Hartza laisse moi t'écrire avec un H majuscule. Quant à toi, cher frère (soeur) humain(e), je te laisse avec ce que tu mérites, un petit « h » à peine perceptible. Humain, quelle belle idée, quel bel objectif ! Qu'il sera beau le jour de l'Humain, lorsque nous aurons digéré l'esclavage, les bombes, les génocides, les ethnocides, les écocides, les répressions, les tortures, les évangélisations, les viols, les guerres, les invasions… Qu'il sera beau l'âge du grand H… quand nos étrons auront été digérés par toutes les petites bêtes du monde.
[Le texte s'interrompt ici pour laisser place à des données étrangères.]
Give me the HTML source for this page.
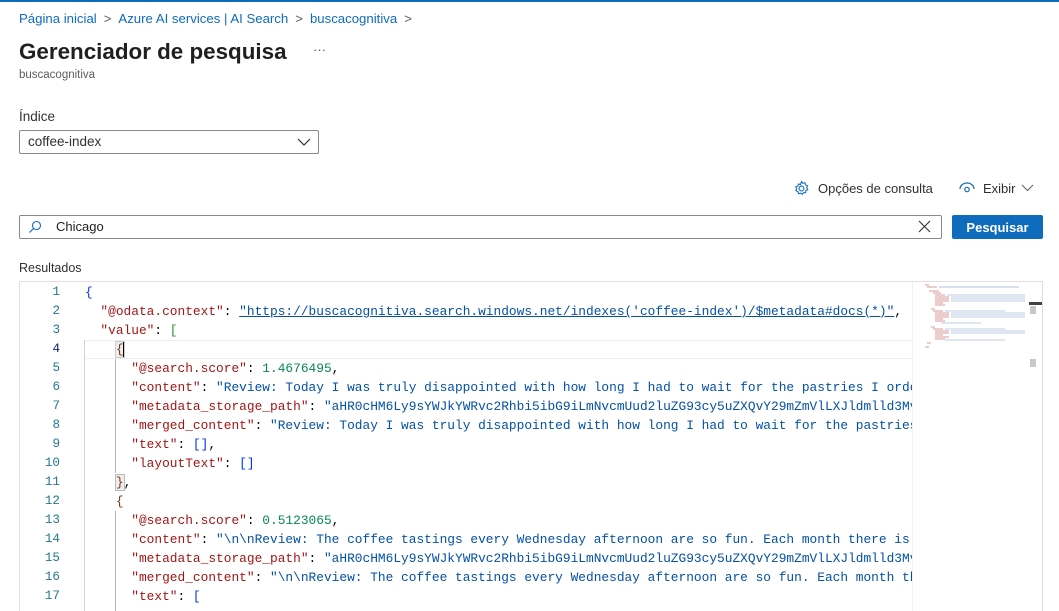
<!DOCTYPE html>
<html><head><meta charset="utf-8"><style>
*{margin:0;padding:0;box-sizing:border-box}
body{width:1059px;height:608px;overflow:hidden;background:#fff;font-family:"Segoe UI","Liberation Sans",sans-serif;color:#323130;position:relative}
.a{position:absolute}
.bc{top:11px;left:19px;font-size:13.2px;color:#0f6cbd;white-space:nowrap}
.bc span.s{color:#605e5c;margin:0 7px}
h1{position:absolute;top:39px;left:19px;font-size:22.4px;font-weight:600;color:#201f1e}
.code{position:absolute;left:19px;top:281px;width:1024px;height:330px;border:1px solid #e1dfdd;border-bottom:none;overflow:hidden;font-family:"Liberation Mono",monospace;font-size:12.85px}
.ln{position:absolute;left:0;width:40px;text-align:right;color:#237893;font-size:12.6px}
.l{position:absolute;left:65px;white-space:pre;color:#000}
.k{color:#a31515}.s{color:#0451a5}.n{color:#098658}.b1{color:#0431fa}.b2{color:#319331}.b3{color:#7b3814}
</style></head><body>
<div class="a" style="top:0;left:0;width:1059px;height:2px;background:#0f6cbd"></div>
<div class="a bc">Página inicial<span class="s">&gt;</span>Azure AI services | AI Search<span class="s">&gt;</span>buscacognitiva<span class="s">&gt;</span></div>
<h1>Gerenciador de pesquisa</h1>
<div class="a" style="top:42px;left:313px;font-size:13px;color:#605e5c">···</div>
<div class="a" style="top:69px;left:19px;font-size:11.5px;color:#605e5c">buscacognitiva</div>
<div class="a" style="top:109px;left:19px;font-size:13.5px">Índice</div>
<div class="a" style="top:130px;left:19px;width:300px;height:24px;border:1px solid #8a8886;border-radius:2px;font-size:13.5px;padding:3px 0 0 8px">coffee-index
<svg class="a" style="right:7px;top:6px" width="14" height="10" viewBox="0 0 14 10"><path d="M1 2l6 6 6-6" stroke="#323130" fill="none" stroke-width="1.2"/></svg></div>
<svg class="a" style="left:793px;top:180px" width="17" height="17" viewBox="0 0 16 16"><circle cx="8" cy="8" r="2.3" fill="none" stroke="#0f6cbd"/><path d="M8 1.5l1.3 1.6 2-.5.5 2 1.9.8-.8 1.9 1 1.7-1.8 1-.2 2-2-.1-1.2 1.6-1.6-1.2-1.9.6-.6-1.9-1.9-.9.8-1.8-.9-1.8 1.9-.8.6-1.9 2 .5z" fill="none" stroke="#0f6cbd" stroke-width="1"/></svg>
<div class="a" style="left:818px;top:181px;font-size:13px">Opções de consulta</div>
<svg class="a" style="left:958px;top:181px" width="18" height="14" viewBox="0 0 18 14"><path d="M2 8a7 6 0 0 1 14 0" fill="none" stroke="#0f6cbd" stroke-width="1.2"/><circle cx="9" cy="8.5" r="2.2" fill="none" stroke="#0f6cbd" stroke-width="1.2"/></svg>
<div class="a" style="left:983px;top:181px;font-size:13px">Exibir</div>
<svg class="a" style="left:1021px;top:184px" width="13" height="8" viewBox="0 0 13 8"><path d="M1 1l5.5 5.5L12 1" stroke="#605e5c" fill="none"/></svg>
<div class="a" style="left:19px;top:215px;width:923px;height:24px;border:1px solid #8a8886;border-radius:2px"></div>
<svg class="a" style="left:28px;top:220px" width="14" height="14" viewBox="0 0 14 14"><circle cx="8.5" cy="5.5" r="4" fill="none" stroke="#0f6cbd" stroke-width="1.1"/><path d="M5.5 8.5L1.5 12.5" stroke="#0f6cbd" stroke-width="1.2"/></svg>
<div class="a" style="left:56px;top:219px;font-size:13px;color:#201f1e">Chicago</div>
<svg class="a" style="left:918px;top:220px" width="13" height="13" viewBox="0 0 13 13"><path d="M1 1l11 11M12 1L1 12" stroke="#323130" stroke-width="1.1"/></svg>
<div class="a" style="left:952px;top:215px;width:91px;height:24px;background:#0f6cbd;border-radius:2px;color:#fff;font-size:13px;font-weight:600;text-align:center;line-height:25px">Pesquisar</div>
<div class="a" style="left:19px;top:261px;font-size:12.5px">Resultados</div>
<div class="code">
<div class="a" style="left:65px;top:58px;width:830px;height:19px;border:1px solid #eeeeee;border-left:none;border-right:none"></div>
<div class="a" style="left:95px;top:77px;width:1px;height:114px;background:#b4b4b4"></div>
<div class="a" style="left:95px;top:229px;width:1px;height:110px;background:#b4b4b4"></div>
<div class="a" style="left:64px;top:58px;width:1px;height:290px;background:#d3d3d3"></div>
<div id="lines"></div>
<div class="a" style="left:892px;top:0;width:117px;height:330px;background:#fff;border-left:1px solid #f0f0f0"></div>
<svg class="a" style="left:895px;top:0" width="112" height="80" viewBox="0 0 112 80">
<g stroke-width="1" opacity=".8">
<path d="M10 3h4M12 5h10" stroke="#d08080"/><path d="M24 5h80" stroke="#a0b4d8"/>
<path d="M14 9h10M18 11h8M20 13h10M20 15h14M20 17h14M20 19h14M20 21h8M20 23h10" stroke="#d08080"/>
<path d="M32 13h78M36 15h74M36 17h74M36 19h74" stroke="#b0c2e0"/>
<path d="M16 27h4M18 29h10M20 31h14M20 33h14M20 35h14M20 37h8M20 39h10" stroke="#d08080"/>
<path d="M30 29h60M36 31h74M36 33h74M36 35h74M26 41h40" stroke="#b0c2e0"/>
<path d="M16 45h4M18 47h10M20 49h14M20 51h14M20 53h8M20 55h14M20 57h10" stroke="#d08080"/>
<path d="M30 47h60M36 49h74M36 51h74M30 58h60" stroke="#b0c2e0"/>
<path d="M12 61h4M10 65h4" stroke="#d08080"/>
</g></svg>
<div class="a" style="left:1009px;top:20px;width:13px;height:3px;background:#424242"></div>
<div class="a" style="left:1010px;top:24px;width:6px;height:8px;background:#c8c8c8"></div>
<div class="a" style="left:1010px;top:77px;width:6px;height:8px;background:#c8c8c8"></div>
</div>
<script>
const L=[
'<span class="b1">{</span>',
'  <span class="k">"@odata.context"</span>: <span class="s" style="text-decoration:underline">"https://buscacognitiva.search.windows.net/indexes(\'coffee-index\')/$metadata#docs(*)"</span>,',
'  <span class="k">"value"</span>: <span class="b2">[</span>',
'    <span class="b3" style="background:#eee;outline:1px solid #ccc">{</span><span style="border-left:2px solid #000;margin-left:-1px"></span>',
'      <span class="k">"@search.score"</span>: <span class="n">1.4676495</span>,',
'      <span class="k">"content"</span>: <span class="s">"Review: Today I was truly disappointed with how long I had to wait for the pastries I ordered</span>',
'      <span class="k">"metadata_storage_path"</span>: <span class="s">"aHR0cHM6Ly9sYWJkYWRvc2Rhbi5ibG9iLmNvcmUud2luZG93cy5uZXQvY29mZmVlLXJldmlld3MvcmV2aWV3</span>',
'      <span class="k">"merged_content"</span>: <span class="s">"Review: Today I was truly disappointed with how long I had to wait for the pastries I</span>',
'      <span class="k">"text"</span>: <span class="b1">[]</span>,',
'      <span class="k">"layoutText"</span>: <span class="b1">[]</span>',
'    <span class="b3" style="background:#eee;outline:1px solid #bbb">}</span>,',
'    <span class="b3">{</span>',
'      <span class="k">"@search.score"</span>: <span class="n">0.5123065</span>,',
'      <span class="k">"content"</span>: <span class="s">"\\n\\nReview: The coffee tastings every Wednesday afternoon are so fun. Each month there is a</span>',
'      <span class="k">"metadata_storage_path"</span>: <span class="s">"aHR0cHM6Ly9sYWJkYWRvc2Rhbi5ibG9iLmNvcmUud2luZG93cy5uZXQvY29mZmVlLXJldmlld3MvcmV2aWV3</span>',
'      <span class="k">"merged_content"</span>: <span class="s">"\\n\\nReview: The coffee tastings every Wednesday afternoon are so fun. Each month there</span>',
'      <span class="k">"text"</span>: <span class="b1">[</span>'];
let h='';L.forEach((t,i)=>{const y=3+i*19;h+=`<div class="ln" style="top:${y}px;color:${i==3?'#0b216f':'#237893'}">${i+1}</div><div class="l" style="top:${y}px">${t}</div>`});
document.getElementById('lines').innerHTML=h;
</script>
</body></html>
Maintenant, je vais vous dire, je n'écrirai plus rien à ce sujet car j'ai l'impression de me répéter et de dire toujours les mêmes choses depuis pas mal de temps.

8 commentaires:

Etienne H. BOYER a dit…

Très beau texte.

Je vais aller dans ton sens et rajouter une petite couche sur nos amis Abertzale qui, pour des raisons qui ne regardent qu'eux et contre toute logique idéologique, ont décidé de frayer avec les anti-ours primaires aux cantonales :

Ce n'est pas parce qu'on défend l'ours des Pyrénées qu'on ne s'indigne pas de la faim dans le monde, de la mise au ban totalement injustifiée d'Aurore Martin, du comportement de Kadhafi (et de celui des américains, dans un autre registre). Tout cela participe de la même lutte, car la source de tous ces maux est la même : c'est cette propension qu'à le plus humble des hommes à être inexorablement attiré par le pouvoir...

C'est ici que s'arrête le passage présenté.